Orang Jawa memiliki ungkapan yang bernas akan tradisi ini: ibumu adalah pepundenmu. Lamat-lamat aku masih ingat akan cerita bapakku. Saat akan pergi merantau, ia harus memperoleh restu dari ibunya. Untuk itu, ia harus tidur telentang di depan pintu, kemudian dilangkahi oleh kaki sang ibu bolak-balik hingga tiga kali. Itu tanda ibu telah memberi restu. Sebelum itu, bapakku tak akan berani meninggalkan pintu.
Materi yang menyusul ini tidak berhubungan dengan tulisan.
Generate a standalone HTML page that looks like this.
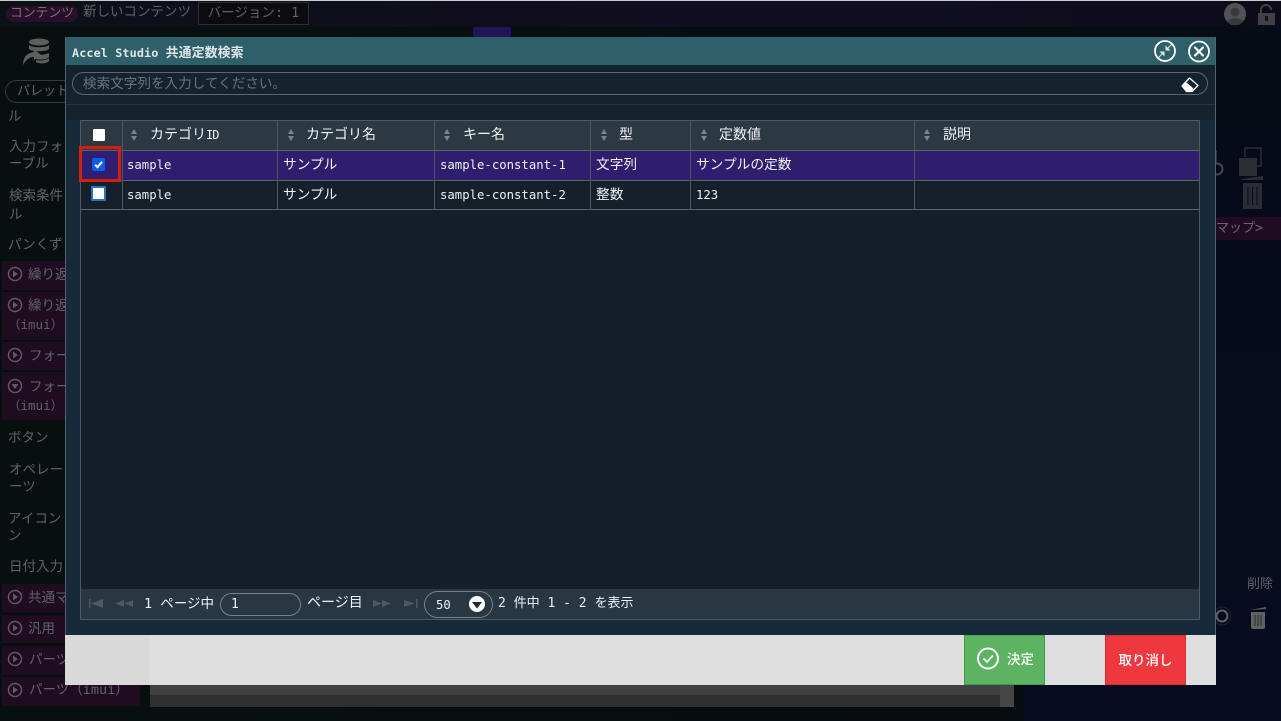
<!DOCTYPE html>
<html lang="ja"><head><meta charset="utf-8"><title>Accel Studio 共通定数検索</title>
<style>
*{box-sizing:border-box}
html,body{margin:0;padding:0;width:1281px;height:721px;overflow:hidden;background:#060b10}
body{position:relative;font-family:"DejaVu Sans Mono","Noto Sans CJK JP",monospace;font-size:13px;color:#fff}
.a{position:absolute;white-space:nowrap}
.s{color:#5e6265;font-size:13.500px;line-height:18px}
.p{position:absolute;left:2px;width:138px;background:#200c20}
.th,.td{position:absolute;white-space:nowrap}
.th{font-size:14px;color:#f1f4f5;top:126px;line-height:18px}
.td{font-size:12.300px;color:#eef2f4;line-height:18px}
.j{font-size:13.700px}
.v{position:absolute;width:1px;top:121px;height:89px;background:#4c5861}
.h{position:absolute;left:81px;width:1118px;height:1px;background:#59656d}
</style></head><body>
<div class="a" style="left:0;top:0;width:1281px;height:1px;background:#ccc"></div>
<div class="a" style="left:0;top:1px;width:1281px;height:26px;background:linear-gradient(90deg,#0c1118,#100e1e 40%,#110e22 70%,#0d0b1a)"></div>
<div class="a" style="left:0;top:27px;width:1281px;height:694px;background:linear-gradient(90deg,#07100f,#060c10 80%,#060c14)"></div>
<div class="a" style="left:1024px;top:130px;width:257px;height:591px;background:linear-gradient(180deg,#060b1a,#050c20)"></div>
<div class="a" style="left:473px;top:27px;width:38px;height:10px;background:#21155a"></div>
<div class="a" style="left:6px;top:6px;width:72px;height:16px;border-radius:8px;background:#2a0f2b;color:#7a6f7b;font-size:12.800px;line-height:16px;text-align:center">コンテンツ</div>
<div class="a s" style="left:83px;top:3px;font-size:13.500px">新しいコンテンツ</div>
<div class="a s" style="left:198px;top:2px;width:111px;height:23px;border:1px solid #2e2f34;background:#0b0b10;line-height:21px;text-align:center">バージョン: 1</div>
<svg class="a" style="left:1224px;top:3px" width="22" height="22" viewBox="0 0 22 22"><circle cx="11" cy="11" r="11" fill="#505356"/><circle cx="11" cy="9" r="4.500" fill="#37393c"/><path d="M3 19c2-5 14-5 16 0l-4 3H7z" fill="#37393c"/></svg>
<svg class="a" style="left:1257px;top:3px" width="19" height="22" viewBox="0 0 19 22"><path d="M4 10V7a5 5 0 0 1 10 0" fill="none" stroke="#3f4144" stroke-width="2"/><rect x="1" y="10" width="17" height="12" fill="#3f4144"/><rect x="8" y="13" width="3" height="5" fill="#151519"/></svg>
<svg class="a" style="left:22px;top:37px" width="30" height="30" viewBox="0 0 30 30"><g fill="#5d5f5f"><ellipse cx="17" cy="5" rx="10" ry="3.500"/><path d="M7 8c3 3 17 3 20 0v4c-3 3-17 3-20 0zM11 17c5 1.500 12 1 16-1v4c-3 3-10 3-13 2zM14 23c4 1 10 .5 13-2v3c-3 3-10 3-13 1z"/><path d="M1 31c0-8 4-12 11-13v-3l7 6-7 5v-3c-5 0-8 3-11 8z" transform="translate(0 -3)"/></g></svg>
<div class="a s" style="left:5px;top:80px;width:70px;height:23px;border:1px solid #33373a;border-radius:12px;padding-left:11px;line-height:21px;font-size:13px">パレット</div>
<div class="a s" style="left:8px;top:108px">ル</div>
<div class="a s" style="left:9px;top:139px;line-height:17px">入力フォ<br>ーブル</div>
<div class="a s" style="left:9px;top:187px;line-height:19px">検索条件<br>ル</div>
<div class="a s" style="left:8px;top:236px">パンくず</div>
<div class="p" style="top:261px;height:29px"></div>
<div class="p" style="top:292px;height:48px"></div>
<div class="p" style="top:342px;height:28px"></div>
<div class="p" style="top:372px;height:48px"></div>
<div class="p" style="top:584px;height:28px"></div>
<div class="p" style="top:615px;height:28px"></div>
<div class="p" style="top:646px;height:29px"></div>
<div class="p" style="top:677px;height:29px"></div>
<svg class="a" style="left:0;top:260px" width="64" height="450" viewBox="0 0 64 450"><g fill="none" stroke="#5f5a62" stroke-width="1.500"><circle cx="15" cy="14" r="6.500"/><circle cx="15" cy="45" r="6.500"/><circle cx="15" cy="95" r="6.500"/><circle cx="15" cy="126" r="6.500"/><circle cx="15" cy="337" r="6.500"/><circle cx="15" cy="368" r="6.500"/><circle cx="15" cy="399" r="6.500"/><circle cx="15" cy="430" r="6.500"/></g><g fill="#5f5a62"><path d="M13 10.500l5 3.500-5 3.500zM13 41.500l5 3.500-5 3.500zM13 91.500l5 3.500-5 3.500zM11.500 124l3.500 5 3.500-5zM13 333.500l5 3.500-5 3.500zM13 364.500l5 3.500-5 3.500zM13 395.500l5 3.500-5 3.500zM13 426.500l5 3.500-5 3.500z"/></g></svg>
<div class="a s" style="left:28px;top:266px">繰り返</div>
<div class="a s" style="left:28px;top:297px">繰り返</div>
<div class="a s" style="left:8px;top:316px;font-size:12.500px">（imui）</div>
<div class="a s" style="left:29px;top:347px">フォー</div>
<div class="a s" style="left:29px;top:378px">フォー</div>
<div class="a s" style="left:8px;top:397px;font-size:12.500px">（imui）</div>
<div class="a s" style="left:8px;top:429px">ボタン</div>
<div class="a s" style="left:9px;top:462px;line-height:17px">オペレー<br>ーツ</div>
<div class="a s" style="left:8px;top:511px;line-height:17px">アイコン<br>ン</div>
<div class="a s" style="left:9px;top:558px">日付入力</div>
<div class="a s" style="left:28px;top:589px">共通マ</div>
<div class="a s" style="left:28px;top:620px">汎用</div>
<div class="a s" style="left:29px;top:651px">パーツ</div>
<div class="a s" style="left:29px;top:681px">パーツ（imui）</div>
<div class="a" style="left:150px;top:685px;width:850px;height:10px;background:#404040"></div>
<div class="a" style="left:150px;top:695px;width:850px;height:12px;background:#2f2f2f"></div>
<div class="a" style="left:1000px;top:685px;width:14px;height:22px;background:#464646"></div>
<svg class="a" style="left:1216px;top:146px" width="60" height="66" viewBox="0 0 60 66"><path d="M0 4v14" stroke="#3b3f42" stroke-width="1.500"/><circle cx="1" cy="23" r="5.500" fill="none" stroke="#44484b" stroke-width="2"/><rect x="23" y="12" width="18" height="18" fill="#2a2d33"/><path d="M29 11V2h16v18h-4" fill="none" stroke="#2a2d33" stroke-width="1.500"/><g fill="#2a2d33"><rect x="27" y="37" width="19" height="26"/><path d="M26 33l21-3v4h-21z"/></g><path d="M32 41v18M36.500 41v18M41 41v18" stroke="#0b1020" stroke-width="1.200"/></svg>
<div class="a" style="left:1216px;top:217px;width:65px;height:23px;background:#1f0c23;color:#6e6374;font-size:13px;line-height:23px">マップ&gt;</div>
<div class="a s" style="left:1247px;top:576px;font-size:13px;color:#5f6265">削除</div>
<svg class="a" style="left:1214px;top:603px" width="56" height="28" viewBox="0 0 56 28"><circle cx="8" cy="13" r="9" fill="none" stroke="#222" stroke-width="1"/><circle cx="8" cy="13" r="5.500" fill="none" stroke="#5e6062" stroke-width="2"/><path d="M36 7l16-3v2zM37 9h14v15q0 2-2 2H39q-2 0-2-2z" fill="#5e6062"/><path d="M41 12v11M44 12v11M47 12v11" stroke="#2b2d2f"/></svg>

<div class="a" style="left:65px;top:65px;width:1151px;height:570px;background:#172a3a"></div>
<div class="a" style="left:65px;top:65px;width:1151px;height:55px;background:#15232f"></div>
<div class="a" style="left:65px;top:37px;width:1px;height:598px;background:#53626b"></div>
<div class="a" style="left:1215px;top:37px;width:1px;height:598px;background:#53626b"></div>
<div class="a" style="left:66px;top:37px;width:1149px;height:28px;background:#2f5f69"></div>
<div class="a" style="left:72px;top:45px;font-size:11.800px;font-weight:bold;color:#dfe6e8;line-height:17px;letter-spacing:.1px">Accel Studio <span style="font-size:12.900px">共通定数検索</span></div>
<svg class="a" style="left:1153px;top:39px" width="24" height="24" viewBox="0 0 24 24"><circle cx="12" cy="12" r="10" fill="none" stroke="#fff" stroke-width="1.800"/><path d="M19 5l-5 5M10 14l-5 5" stroke="#dfe6e8" stroke-width="1"/><path d="M12.500 6.500v5h5zM11.500 17.500v-5h-5z" fill="#dfe6e8"/></svg>
<svg class="a" style="left:1187px;top:40px" width="24" height="24" viewBox="0 0 24 24"><circle cx="12" cy="11.500" r="10" fill="none" stroke="#fff" stroke-width="1.800"/><path d="M8 7.500l8 8M16 7.500l-8 8" stroke="#fff" stroke-width="2.200" stroke-linecap="round"/></svg>
<div class="a" style="left:72px;top:72px;width:1136px;height:23px;border:1px solid #5c666d;border-radius:12px"></div>
<div class="a" style="left:83px;top:76px;color:#69747c;font-size:13.600px;line-height:17px">検索文字列を入力してください。</div>
<svg class="a" style="left:1181px;top:76px" width="18" height="17" viewBox="0 0 18 17"><path d="M1 10L8.500 2 17 9.500 11 15.500H5.500z" fill="#15232f" stroke="#fff" stroke-width="1.300" stroke-linejoin="round"/><path d="M1 10l4-4 7.500 6.500L10.500 15.500h-5z" fill="#fff"/></svg>
<div class="a" style="left:66px;top:104px;width:1149px;height:1px;background:#25343f"></div>

<div class="a" style="left:80px;top:120px;width:1120px;height:500px;border:1px solid #4d5a63;background:#141f2a"></div>
<div class="a" style="left:81px;top:121px;width:1118px;height:29px;background:#2c3943"></div>
<div class="a" style="left:81px;top:151px;width:1118px;height:29px;background:#2f1e6e"></div>
<div class="a" style="left:81px;top:181px;width:1118px;height:28px;background:#15202b"></div>
<div class="h" style="top:150px"></div><div class="h" style="top:180px"></div><div class="h" style="top:209px"></div>
<div class="v" style="left:122px"></div><div class="v" style="left:277px"></div><div class="v" style="left:434px"></div><div class="v" style="left:590px"></div><div class="v" style="left:690px"></div><div class="v" style="left:914px"></div>

<div class="a" style="left:93px;top:129px;width:12px;height:12px;background:#fff;border-radius:1px"></div>
<div class="a" style="left:92px;top:158px;width:13px;height:13px;background:#0a5cf0;border-radius:2px"></div>
<svg class="a" style="left:92px;top:158px" width="13" height="13" viewBox="0 0 13 13"><path d="M3 6.800l2.500 2.400L10 3.800" fill="none" stroke="#fff" stroke-width="2"/></svg>
<div class="a" style="left:91px;top:186px;width:15px;height:15px;background:#fff;border:2px solid #2a73c2;border-radius:1px"></div>
<div class="a" style="left:79px;top:146px;width:42px;height:36px;border:3px solid #d61f0b"></div>

<svg class="a" style="left:0;top:0" width="1000" height="150" viewBox="0 0 1000 150"><g fill="#79848b"><path d="M131 134l3-5 3 5zM131 136h6l-3 5zM288 134l3-5 3 5zM288 136h6l-3 5zM444 134l3-5 3 5zM444 136h6l-3 5zM601 134l3-5 3 5zM601 136h6l-3 5zM701 134l3-5 3 5zM701 136h6l-3 5zM924 134l3-5 3 5zM924 136h6l-3 5z"/></g></svg>
<div class="th" style="left:150px">カテゴリ<span style="font-size:12px;letter-spacing:-1px">ID</span></div>
<div class="th" style="left:306px">カテゴリ名</div>
<div class="th" style="left:463px">キー名</div>
<div class="th" style="left:619px">型</div>
<div class="th" style="left:719px">定数値</div>
<div class="th" style="left:943px">説明</div>

<div class="td" style="left:127px;top:156px">sample</div>
<div class="td j" style="left:283px;top:156px">サンプル</div>
<div class="td" style="left:440px;top:156px">sample-constant-1</div>
<div class="td j" style="left:596px;top:156px">文字列</div>
<div class="td j" style="left:696px;top:156px">サンプルの定数</div>
<div class="td" style="left:127px;top:186px">sample</div>
<div class="td j" style="left:283px;top:186px">サンプル</div>
<div class="td" style="left:440px;top:186px">sample-constant-2</div>
<div class="td j" style="left:596px;top:186px">整数</div>
<div class="td" style="left:696px;top:186px">123</div>

<div class="a" style="left:81px;top:589px;width:1118px;height:30px;background:#293743"></div>
<svg class="a" style="left:85px;top:595px" width="340" height="18" viewBox="0 0 340 18"><g fill="#4b5964"><path d="M4 4h1.500v9H4zM6 8.500L18 4v9zM30 8.500L39 5v7zM39 8.500L48 5v7zM288 5l9 3.500-9 3.500zM297 5l9 3.500-9 3.500zM319 5l11 3.500-11 3.500zM331 4h1.500v9H331z"/></g></svg>
<div class="a" style="left:144px;top:596px;font-size:13.500px;line-height:17px;color:#eef2f4">1 ページ中</div>
<div class="a" style="left:220px;top:593px;width:81px;height:23px;border:1px solid #76828a;border-radius:12px;font-size:13px;line-height:22px;padding-left:10px;color:#eef2f4">1</div>
<div class="a" style="left:307px;top:595px;font-size:14px;line-height:17px;color:#eef2f4">ページ目</div>
<div class="a" style="left:424px;top:591px;width:69px;height:27px;border:1px solid #76828a;border-radius:14px;font-size:12.300px;line-height:26px;padding-left:11px;color:#eef2f4">50</div>
<svg class="a" style="left:469px;top:596px" width="16" height="16" viewBox="0 0 16 16"><circle cx="8" cy="8" r="8" fill="#fff"/><path d="M3 6h10l-5 6.500z" fill="#1f2c37"/></svg>
<div class="a" style="left:498px;top:595px;font-size:13px;line-height:17px;color:#eef2f4">2 件中 1 - 2 を表示</div>

<div class="a" style="left:65px;top:635px;width:1151px;height:50px;background:#dedede"></div>
<div class="a" style="left:65px;top:635px;width:84px;height:50px;background:#d9d9d9"></div>
<div class="a" style="left:964px;top:635px;width:81px;height:50px;background:#5cb462;border:1px solid #3f9b48;border-top-color:#4ca653"></div>
<svg class="a" style="left:976px;top:647px" width="24" height="24" viewBox="0 0 24 24"><circle cx="12" cy="11.500" r="10" fill="none" stroke="#fff" stroke-width="2"/><path d="M7.500 11.500l3.500 3.500 6-6.500" fill="none" stroke="#fff" stroke-width="1.800"/></svg>
<div class="a" style="left:1007px;top:651px;font-size:13.500px;line-height:18px;font-weight:500">決定</div>
<div class="a" style="left:1105px;top:635px;width:81px;height:50px;background:#ef383e;border:1px solid #d62f35;text-align:center;font-size:13.500px;line-height:47px;font-family:'Noto Sans CJK JP',sans-serif;font-weight:500">取り消し</div>
</body></html>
Hari ini, tradisi itu akan tampil seperti fiksi —atau sesuatu yang dibidahkan dan diharamkan oleh kaum Wahabi. Padahal nyata-nyata terjadi di masa lalu, yang sekarang banyak tersimpan dalam legenda. Malin Kundang adalah salah satu cerita legenda yang masih popular hingga hari ini. Legenda ini untuk mengingatkan agar generasi-generasi yang datang susul menyusul tidak tercerabut dari akar-akar tradisi. Tradisi yang menjunjung tinggi kehormatan seorang ibu.
Maka, jika engkau melecehkan kehormatan seorang ibu, ibunya siapa pun, itu sama dengan engkau telah menista ibu kandungmu sendiri. Sebab, dengan melecehkan kehormatan seorang ibu, ibunya siapa pun, itu berarti engkau telah memberi tiket gratis kepada orang lain untuk menodai kehormatan ibumu sendiri. Dan tiba-tiba kau akan menjadi Malin Kundang, seorang pencundang.